Q&A {Makeup and teenager daughters}


Nancy and Ellen had very similar questions on the Q&A.

I know you must hate answering questions about parenting teens, but what are your rules on makeup for your daughters?  ~nancy

and

Right now, I am in a "battle" with my fifteen year old daughter who thinks she's twenty two over makeup. She really wants to wear mascara and concealer, but I think she is flat out too young. She claims that all girls her age wear makeup. I don't think I wore it until I was about 25.
How does makeup work with your daughters? How old were they, and how much did you let them wear?  ~Ellen

You know it's funny how parenting changes as I age.  Things I swore I'd never do, I've done. Things I swore I'd always do, I don't even remember anymore.  I clearly remember being pregnant with Sunny and declaring that I wouldn't have plastic toys in my home.  (Go ahead and wipe the coffee off your computer screen that you just spit out from laughing now.)  I only wanted natural noises and materials.  Ya, I said it.  What in the world was I thinking?!  Now our home is filled with plastic toys with batteries and all sorts of electronic noises.  I'm a different mama than I was in my 20's.  And having 4 girls, 2 on each end of my 7 children, I'm sure that I will be a different mama with different rules and guidelines for Mimi and Tess than I was for Sunny and Liv.  And I think that's okay, that evolution of parenting thing.  

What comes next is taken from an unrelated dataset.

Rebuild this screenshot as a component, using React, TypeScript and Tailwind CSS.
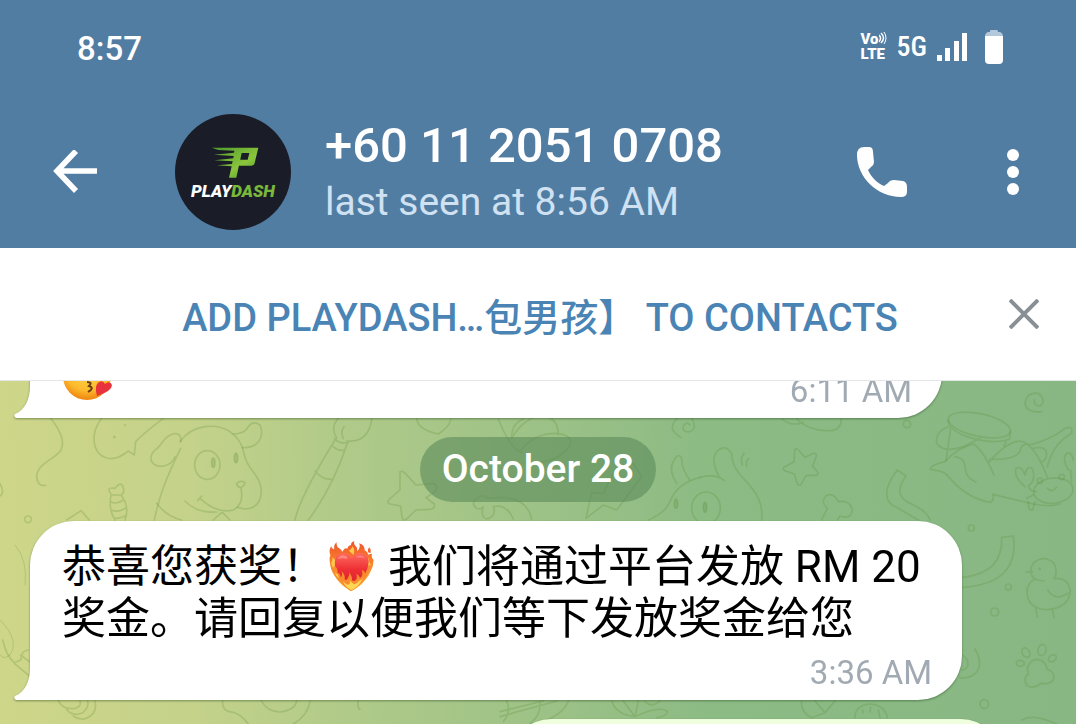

That being said, I was a strict mama with Sunny.  She's a girly-girl, boundary pusher in a good way by nature and wanted makeup from a young age.  She wanted to shave her legs and tweeze her brows, and snuck bronze moisturizers and mascara in her backpack.  And I laid down the rules.  I honestly don't remember what they were, but they were rules.   And Sunny pushed back.  I remember asking a mama who had girls where were an bit older.  One of a few moms who I trust with not only MY security but my children's.  (Y'all have a select few of those women in your life, right?  If not find some and build those relationships.  We need them!)  And she said, It's only make up. And those words stuck.  

Livy followed hot on her sister's heels 2 years later and by then, not only did I have the rules all established, but I also came to appreciate that the rules about makeup really didn't matter so much to me any more.  Teens deal with lots of stuff.  Lordy be, have we dealt with the kind of stuff that's too much to mention casually on a blog!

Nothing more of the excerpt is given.